相続財産を効率的にすべて洗い出す方法

相続・事業承継

相続財産特定の必要性

相続・事業承継はとにかく、相続の対象となる方の相続財産全体をとらえることが必須です。しかし、これは本当に難しい作業。誰のものかわからないものがあったり、他人のものだと思い込んでいるケースも多々あるからです。

相続財産の過不足の原因

相続財産の確定には、あまり専門家は関与しません。ご本人が記憶を喚起しなければ、話が進まないことが多く、そのような時間の経過についてチャージするのは不適切だからです。そこで多くの専門家は、

「誰の財産であるかは事実上の問題なので、当事者間で整理して結果だけ教えてほしい」

という対応になりがちであるため、このポイントで相続・事業承継が進まないというケースが増加傾向にあります。

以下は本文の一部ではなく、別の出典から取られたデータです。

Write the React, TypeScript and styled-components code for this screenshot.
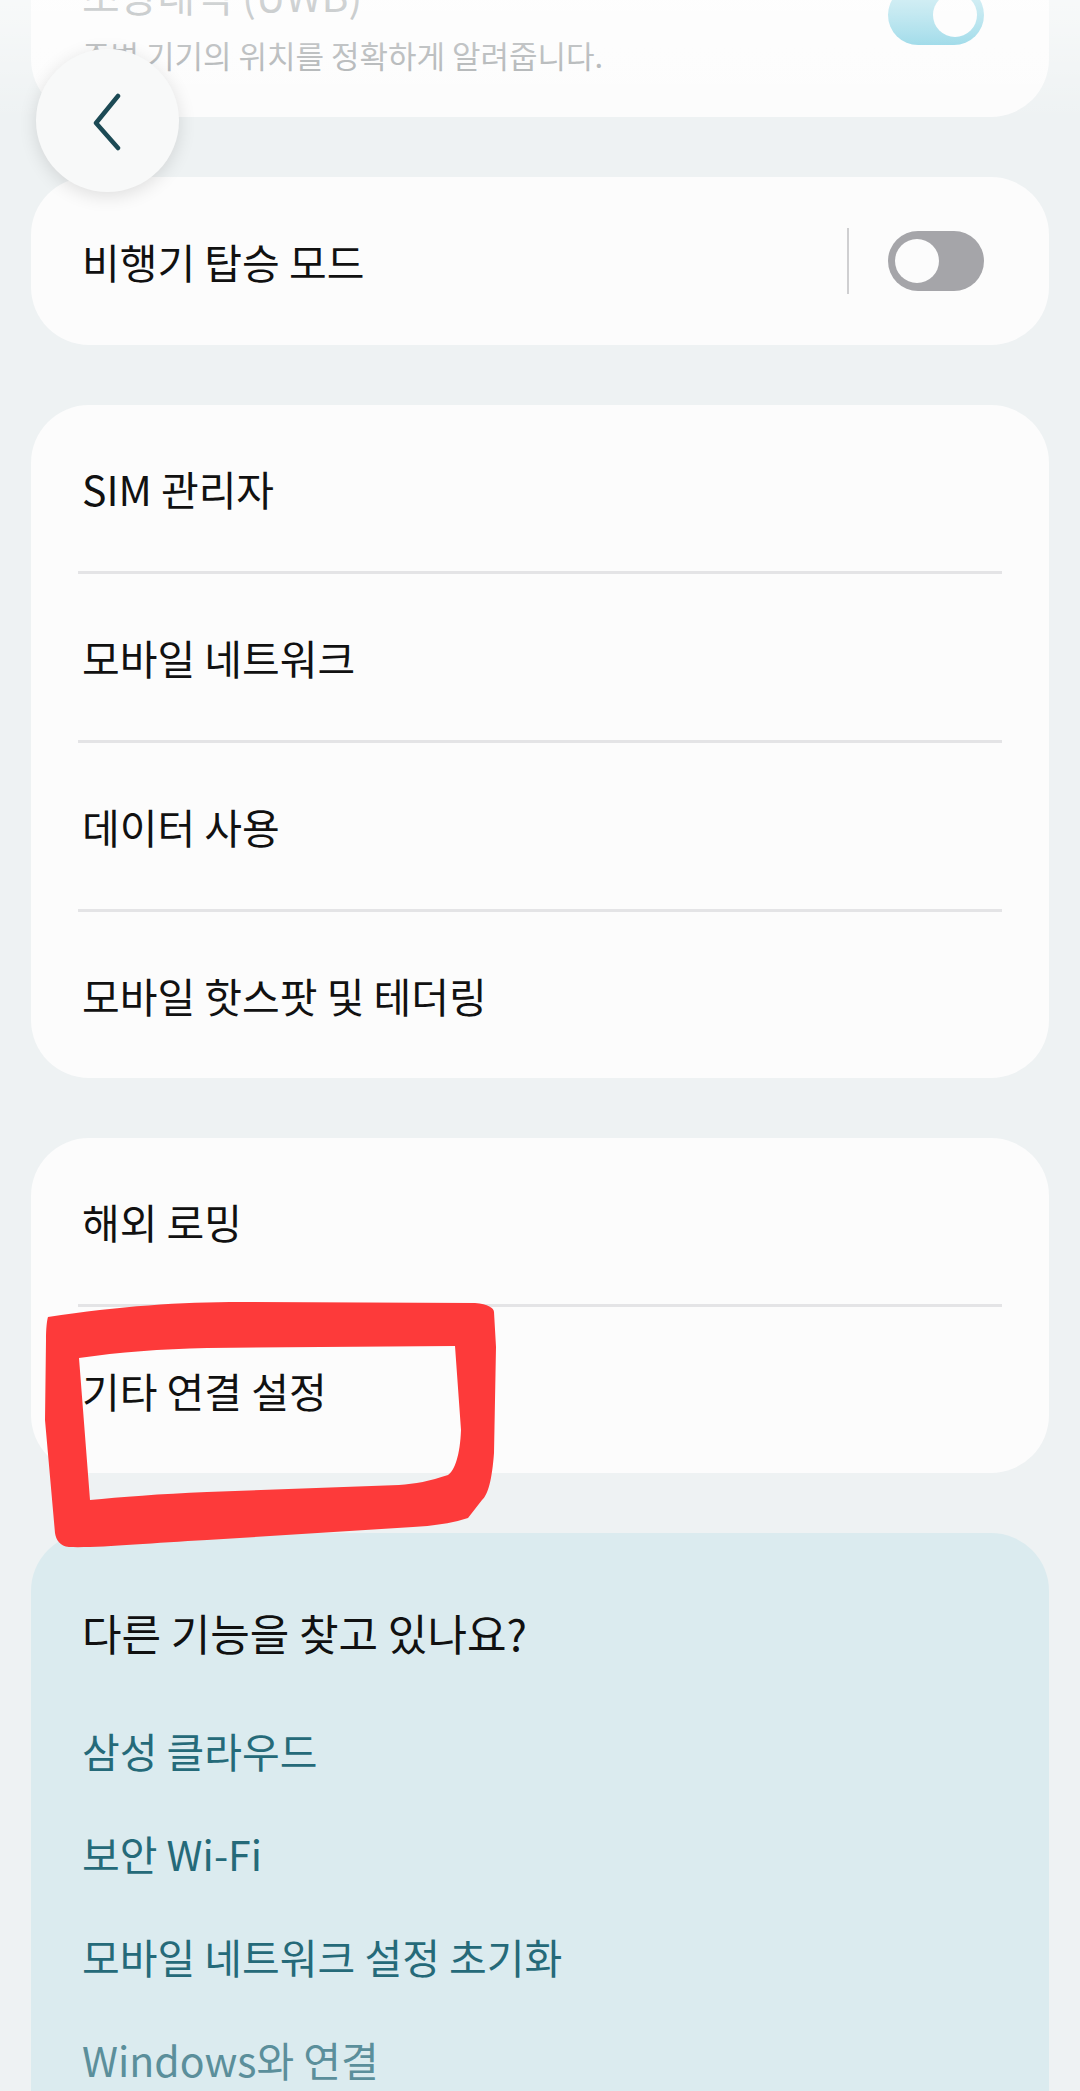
import React from "react";
import styled, { createGlobalStyle, css } from "styled-components";

const Global = createGlobalStyle`
  html, body { margin: 0; padding: 0; background: #eef2f3; overflow: hidden; }
  body { font-family: "Noto Sans CJK KR", "Noto Sans", sans-serif; }
`;

const Screen = styled.div`
  position: relative;
  width: 1080px;
  height: 2091px;
  overflow: hidden;
  background: #eef2f3;
  font-family: "Noto Sans CJK KR", "Noto Sans", sans-serif;
`;

const Column = styled.div`
  display: flex;
  flex-direction: column;
  gap: 60px;
  padding: 0 31px;
`;

const Card = styled.section<{ $tint?: boolean; $pull?: boolean }>`
  background: ${(p) => (p.$tint ? "#dbebef" : "#fcfcfc")};
  border-radius: 58px;
  display: flex;
  flex-direction: column;
  ${(p) =>
    p.$pull &&
    css`
      margin-top: -62px;
    `}
`;

const TopRow = styled.div`
  display: flex;
  align-items: center;
  padding: 30px 65px 42px 51px;
`;

const TextBlock = styled.div`
  flex: 1;
  display: flex;
  flex-direction: column;
  gap: 15px;
`;

const Title = styled.div`
  font-size: 41px;
  line-height: 52px;
  color: #9aa0a2;
`;

const Sub = styled.div`
  font-size: 31px;
  line-height: 40px;
  color: #a2a6a8;
`;

const Row = styled.div<{ $tall?: boolean }>`
  height: ${(p) => (p.$tall ? 168 : 166)}px;
  display: flex;
  align-items: center;
  padding: 0 65px 0 51px;
`;

const Label = styled.div`
  flex: 1;
  font-size: 41px;
  line-height: 52px;
  color: #111;
`;

const Divider = styled.div`
  height: 3px;
  margin: 0 47px;
  background: #e4e4e6;
`;

const VBar = styled.div`
  width: 2px;
  height: 66px;
  background: #cfcfd1;
  margin-right: 39px;
`;

const Track = styled.div<{ $on?: boolean; $lift?: boolean }>`
  position: relative;
  width: 96px;
  height: 60px;
  border-radius: 30px;
  flex-shrink: 0;
  background: ${(p) =>
    p.$on ? "linear-gradient(#a4dde9, #72cadf)" : "#a5a5a9"};
  ${(p) =>
    p.$lift &&
    css`
      margin-bottom: 13px;
    `}
`;

const Thumb = styled.div<{ $on?: boolean }>`
  position: absolute;
  top: 8px;
  ${(p) => (p.$on ? "right: 7px;" : "left: 7px;")}
  width: 44px;
  height: 44px;
  border-radius: 50%;
  background: #fcfcfc;
`;

const SuggestTitle = styled.div`
  font-size: 43px;
  line-height: 52px;
  color: #111;
  padding: 73px 51px 14px;
`;

const Links = styled.div`
  display: flex;
  flex-direction: column;
  gap: 51px;
  padding: 52px 51px 80px;
`;

const Link = styled.div<{ $faded?: boolean }>`
  font-size: 41px;
  line-height: 52px;
  color: ${(p) => (p.$faded ? "#5b8f9b" : "#256a79")};
`;

const TopFade = styled.div`
  position: absolute;
  left: 0;
  top: 0;
  width: 1080px;
  height: 120px;
  background: linear-gradient(rgba(255, 255, 255, 0.55), rgba(255, 255, 255, 0));
  pointer-events: none;
`;

const BackButton = styled.button`
  position: absolute;
  left: 36px;
  top: 49px;
  width: 143px;
  height: 143px;
  border-radius: 50%;
  border: none;
  padding: 0;
  background: #f8f9f9;
  box-shadow: 0 4px 18px rgba(0, 0, 0, 0.12);
  display: flex;
  align-items: center;
  justify-content: center;
`;

const Scribble = styled.svg`
  position: absolute;
  left: 40px;
  top: 1295px;
  width: 470px;
  height: 265px;
  pointer-events: none;
`;

const listA = ["SIM 관리자", "모바일 네트워크", "데이터 사용", "모바일 핫스팟 및 테더링"];
const listB = ["해외 로밍", "기타 연결 설정"];
const links = ["삼성 클라우드", "보안 Wi-Fi", "모바일 네트워크 설정 초기화", "Windows와 연결"];

function List({ items }: { items: string[] }) {
  return (
    <Card>
      {items.map((t, i) => (
        <React.Fragment key={t}>
          {i > 0 && <Divider />}
          <Row>
            <Label>{t}</Label>
          </Row>
        </React.Fragment>
      ))}
    </Card>
  );
}

export default function App() {
  return (
    <Screen>
      <Global />
      <Column>
        <Card $pull>
          <TopRow>
            <TextBlock>
              <Title>초광대역 (UWB)</Title>
              <Sub>주변 기기의 위치를 정확하게 알려줍니다.</Sub>
            </TextBlock>
            <Track $on $lift>
              <Thumb $on />
            </Track>
          </TopRow>
        </Card>
        <Card>
          <Row $tall>
            <Label>비행기 탑승 모드</Label>
            <VBar />
            <Track>
              <Thumb />
            </Track>
          </Row>
        </Card>
        <List items={listA} />
        <List items={listB} />
        <Card $tint>
          <SuggestTitle>다른 기능을 찾고 있나요?</SuggestTitle>
          <Links>
            {links.map((l, i) => (
              <Link key={l} $faded={i === links.length - 1}>
                {l}
              </Link>
            ))}
          </Links>
        </Card>
      </Column>
      <TopFade />
      <BackButton aria-label="뒤로">
        <svg width="40" height="60" viewBox="0 0 40 60">
          <path
            d="M30 5 L8 32 L30 57"
            fill="none"
            stroke="#1c4a55"
            strokeWidth="4.5"
            strokeLinecap="round"
            strokeLinejoin="round"
          />
        </svg>
      </BackButton>
      <Scribble viewBox="40 1295 470 265">
        <path
          fillRule="evenodd"
          fill="#fd3a3a"
          d="M48 1317 C120 1306 180 1302 241 1302 L475 1303 C488 1304 494 1308 494 1312 L496 1347 L494 1453 C492 1480 488 1495 482 1500 L468 1518 C450 1524 430 1526 413 1527 L207 1540 C150 1543 100 1548 69 1547 C60 1546 56 1540 55 1533 L45 1420 L46 1340 C46 1328 47 1320 48 1317 Z M79 1358 C120 1352 160 1349 207 1348 L455 1346 L461 1430 C460 1455 455 1470 448 1475 C430 1481 415 1484 399 1485 L207 1492 C160 1494 120 1497 90 1500 Z"
        />
      </Scribble>
    </Screen>
  );
}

他方で、「何となく話していれば見えてくるだろう」と、方向性を定めずに会話をするだけで費用請求する専門家もおられるので、注意が必要です

相続財産不足の原因

被相続人に相続財産の全容を聞けばわかる、と油断しがちの相続財産の特定ですが、被相続人自身の事情で相続財産全体を把握できていないケースもよく見受けられます。例えばワンマンオーナーが会社財産と個人財産を混同していたり、夫婦間で所有主が曖昧になっている財産があるケースです。不動産であれば所有主は登録されていますが、動産はそうした制度はなく、本来の所有主と、事実上の占有者のどちらが本当の所有主かという問題が生じます。この場面では、過去の契約書や費用の請求書、通帳上の引き落としの実情などを総合して実質的に誰が所有主であるかを判断することとなります。例えば、名義上は他人の車であっても、ローン費用をすべて支払っているような場合、実質的な所有主は費用を支払っている方であると認定されることが多いでしょう。

 逆に、自分の財産だと先代から信じてきたけれども、事実が異なったり、他人が占有し続けたため時効取得されたりという、所有権喪失事由も生じやすいです。こうしたハプニングにも備える必要性が高まっています。

相続財産確定の難しさへの対応

以上のように、相続財産の確定には、専門家はあまり関与しませんが、実は非常に難しい大きなポイントです。相続財産の所有主の判別には、所有権に関する法律の理解が不可欠です。そのため、弁護士に相談を・・と言いたいところですが、相続財産の確定のために弁護士費用を支払うのは割りに合わないという不安はごもっともです。そこで、法律・税務等を横断的に理解している専門家に、まずは相続財産の確定に範囲をしぼって相談するのがコスパ良い戦略かと思います。